Another way to look at this loss of interest when it comes to jumping through all the hoops is that there is no reward big enough that would correspond to what you invested in this job. And this is just because of the faulty reasoning from the start. There is no job worth overworking yourself for! And there is no dream job dreamy enough to be worth working extra hours you are not paid or rewarded for! You can overwork for a while, yes, but sooner or later, your brain will shut down and procrastinate (unless you are a robot?).
And the worst part of procrastination is that it spills over to other areas of life. It’s not just the work you don’t feel like doing anymore, it is pretty much everything. You end up feeling like nothing is worth doing anymore…(until you discover Legos and start doing Lego comics, seriously check them out here!)
Stage 3.5: Finding new interests and new meaning.
I call this stage “3.5” because I am still in the process of completing this stage, which is all about reminding yourself of what you like about the work you do and maybe finding new interests either inside or outside your work.
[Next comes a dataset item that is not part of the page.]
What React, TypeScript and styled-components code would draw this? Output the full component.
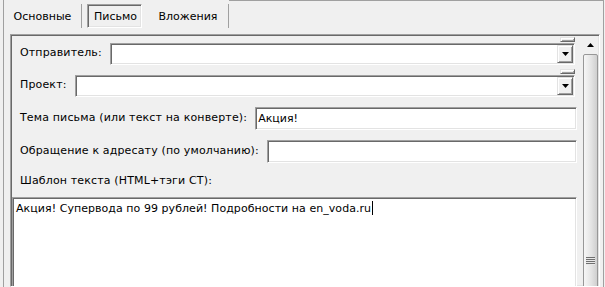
import * as React from "react";
import styled, { createGlobalStyle, css } from "styled-components";

const GlobalStyle = createGlobalStyle`
  body {
    margin: 0;
    background: #f0f0f0;
    font-family: "DejaVu Sans", Tahoma, sans-serif;
    font-size: 11px;
    color: #000;
  }
`;

const sunken = css`
  box-sizing: border-box;
  border: 1px solid;
  border-color: #a0a0a0 #ffffff #ffffff #a0a0a0;
  box-shadow: inset 1px 1px 0 #696969, inset -1px -1px 0 #e3e3e3;
`;

const raised = css`
  box-sizing: border-box;
  border: 1px solid;
  border-color: #e3e3e3 #696969 #696969 #e3e3e3;
  box-shadow: inset 1px 1px 0 #ffffff, inset -1px -1px 0 #a0a0a0;
  background: #f0f0f0;
`;

const Window = styled.div`
  width: 605px;
  height: 287px;
  overflow: hidden;
  box-sizing: border-box;
  padding: 0 1px 0 3px;
`;

const Frame = styled.div`
  height: 100%;
  display: flex;
  flex-direction: column;
  border-left: 1px solid #a0a0a0;
  border-right: 1px solid #a0a0a0;
`;

const TabStrip = styled.div`
  display: flex;
  height: 34px;
  flex-shrink: 0;
`;

const Tab = styled.div<{ $w: number; $sep?: boolean }>`
  width: ${(p) => p.$w}px;
  height: 24px;
  margin-top: 4px;
  box-sizing: border-box;
  display: flex;
  align-items: center;
  justify-content: center;
  border-right: ${(p) => (p.$sep ? "1px solid #a0a0a0" : "none")};
`;

const ActiveTab = styled.div`
  ${sunken}
  width: 55px;
  height: 24px;
  margin: 4px 6px 0 5px;
  display: flex;
  align-items: center;
  justify-content: center;
  padding-left: 2px;
`;

const TabFill = styled.div`
  flex: 1;
  border-top: 1px solid #a0a0a0;
`;

const Panel = styled.div`
  ${sunken}
  flex: 1;
  margin: 0 3px 0 6px;
  display: flex;
  min-height: 0;
  overflow: hidden;
`;

const Content = styled.div`
  flex: 1;
  display: flex;
  flex-direction: column;
  padding: 1px 4px 0 1px;
  min-width: 0;
`;

const Row = styled.div<{ $top: number }>`
  display: flex;
  align-items: flex-end;
  gap: 8px;
  padding-left: 8px;
  margin-top: ${(p) => p.$top}px;
`;

const Label = styled.span`
  line-height: 20px;
  margin-bottom: 2px;
  white-space: nowrap;
  letter-spacing: 0.15px;
`;

const ComboCol = styled.div`
  flex: 1;
  display: flex;
  flex-direction: column;
  margin-right: 2px;
`;

const Nub = styled.div`
  ${raised}
  align-self: flex-end;
  width: 15px;
  height: 5px;
  margin-bottom: 1px;
`;

const Combo = styled.div`
  ${sunken}
  height: 22px;
  padding: 1px;
  background: #fff;
  display: flex;
  justify-content: flex-end;
`;

const DropButton = styled.div`
  ${raised}
  width: 16px;
  height: 18px;
  display: flex;
  align-items: center;
  justify-content: center;
`;

const TextBox = styled.div`
  ${sunken}
  flex: 1;
  height: 23px;
  background: #fff;
  padding: 0 2px;
  line-height: 21px;
  white-space: nowrap;
`;

const TemplateLabel = styled.div`
  padding-left: 8px;
  margin: 11px 0 9px;
  line-height: 14px;
  letter-spacing: 0.15px;
`;

const Memo = styled.div`
  ${sunken}
  flex: 1;
  min-height: 140px;
  background: #fff;
  padding: 3px 3px;
  line-height: 14px;
  white-space: nowrap;
  letter-spacing: 0.05px;
`;

const Caret = styled.span`
  display: inline-block;
  width: 1px;
  height: 14px;
  margin-left: 1px;
  background: #000;
  vertical-align: -3px;
`;

const ScrollBar = styled.div`
  width: 18px;
  flex-shrink: 0;
  display: flex;
  flex-direction: column;
  align-items: center;
  overflow: hidden;
`;

const ScrollArrow = styled.div`
  height: 19px;
  flex-shrink: 0;
  display: flex;
  align-items: center;
  justify-content: center;
`;

const Thumb = styled.div`
  width: 15px;
  height: 414px;
  flex-shrink: 0;
  box-sizing: border-box;
  border: 1px solid #979797;
  border-radius: 2px;
  background: linear-gradient(to right, #f6f6f6, #e4e4e4 55%, #cfcfcf);
  display: flex;
  align-items: center;
  justify-content: center;
`;

const Grip = styled.div`
  width: 9px;
  height: 8px;
  background: repeating-linear-gradient(
    to bottom,
    #6f6f6f 0 1px,
    #e8e8e8 1px 2px
  );
`;

const Triangle = ({ up }: { up?: boolean }) => (
  <svg width="7" height="4" viewBox="0 0 7 4">
    <polygon points={up ? "3.5,0 7,4 0,4" : "0,0 7,0 3.5,4"} fill="#000" />
  </svg>
);

const ComboField = ({ label, top }: { label: string; top: number }) => (
  <Row $top={top}>
    <Label>{label}</Label>
    <ComboCol>
      <Nub />
      <Combo>
        <DropButton>
          <Triangle />
        </DropButton>
      </Combo>
    </ComboCol>
  </Row>
);

const TextField = ({
  label,
  value,
  top,
}: {
  label: string;
  value?: string;
  top: number;
}) => (
  <Row $top={top}>
    <Label>{label}</Label>
    <TextBox>{value}</TextBox>
  </Row>
);

const App: React.FC = () => {
  return (
    <Window>
      <GlobalStyle />
      <Frame>
        <TabStrip>
          <Tab $w={78} $sep>
            Основные
          </Tab>
          <ActiveTab>Письмо</ActiveTab>
          <Tab $w={81} $sep>
            Вложения
          </Tab>
          <TabFill />
        </TabStrip>
        <Panel>
          <Content>
            <ComboField label="Отправитель:" top={1} />
            <ComboField label="Проект:" top={4} />
            <TextField
              label="Тема письма (или текст на конверте):"
              value="Акция!"
              top={10}
            />
            <TextField label="Обращение к адресату (по умолчанию):" top={10} />
            <TemplateLabel>Шаблон текста (HTML+тэги CT):</TemplateLabel>
            <Memo>
              Акция! Супервода по 99 рублей! Подробности на en_voda.ru
              <Caret />
            </Memo>
          </Content>
          <ScrollBar>
            <ScrollArrow>
              <Triangle up />
            </ScrollArrow>
            <Thumb>
              <Grip />
            </Thumb>
          </ScrollBar>
        </Panel>
      </Frame>
    </Window>
  );
};

export default App;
This stage is about awareness. Why do some obstacles in my job bother me and what can I do to overcome them more easily?
It is also about learning that you don’t have to accept anything just because this is your “dream job”. It is perfectly fine not to like certain aspects of your job. Actively neglecting the fact that some things bother you, even in your “dream job”, will only lead to burnout and loss of motivation to do even the things you do enjoy.
You can finally sigh with relief. Dream jobs also have a good side: they can give us a sense of purpose and meaning, which we so desperately crave. This fills us with passion and we are ready to work! It is here that we have to be extra careful not to turn this passion against us. Do not forget to tune in with yourself once in a while and ask yourself: How is it going? Is something bothering me and how can I try to resolve it? If you do this, you will have done half of the work toward staying on the good side of doing what you love.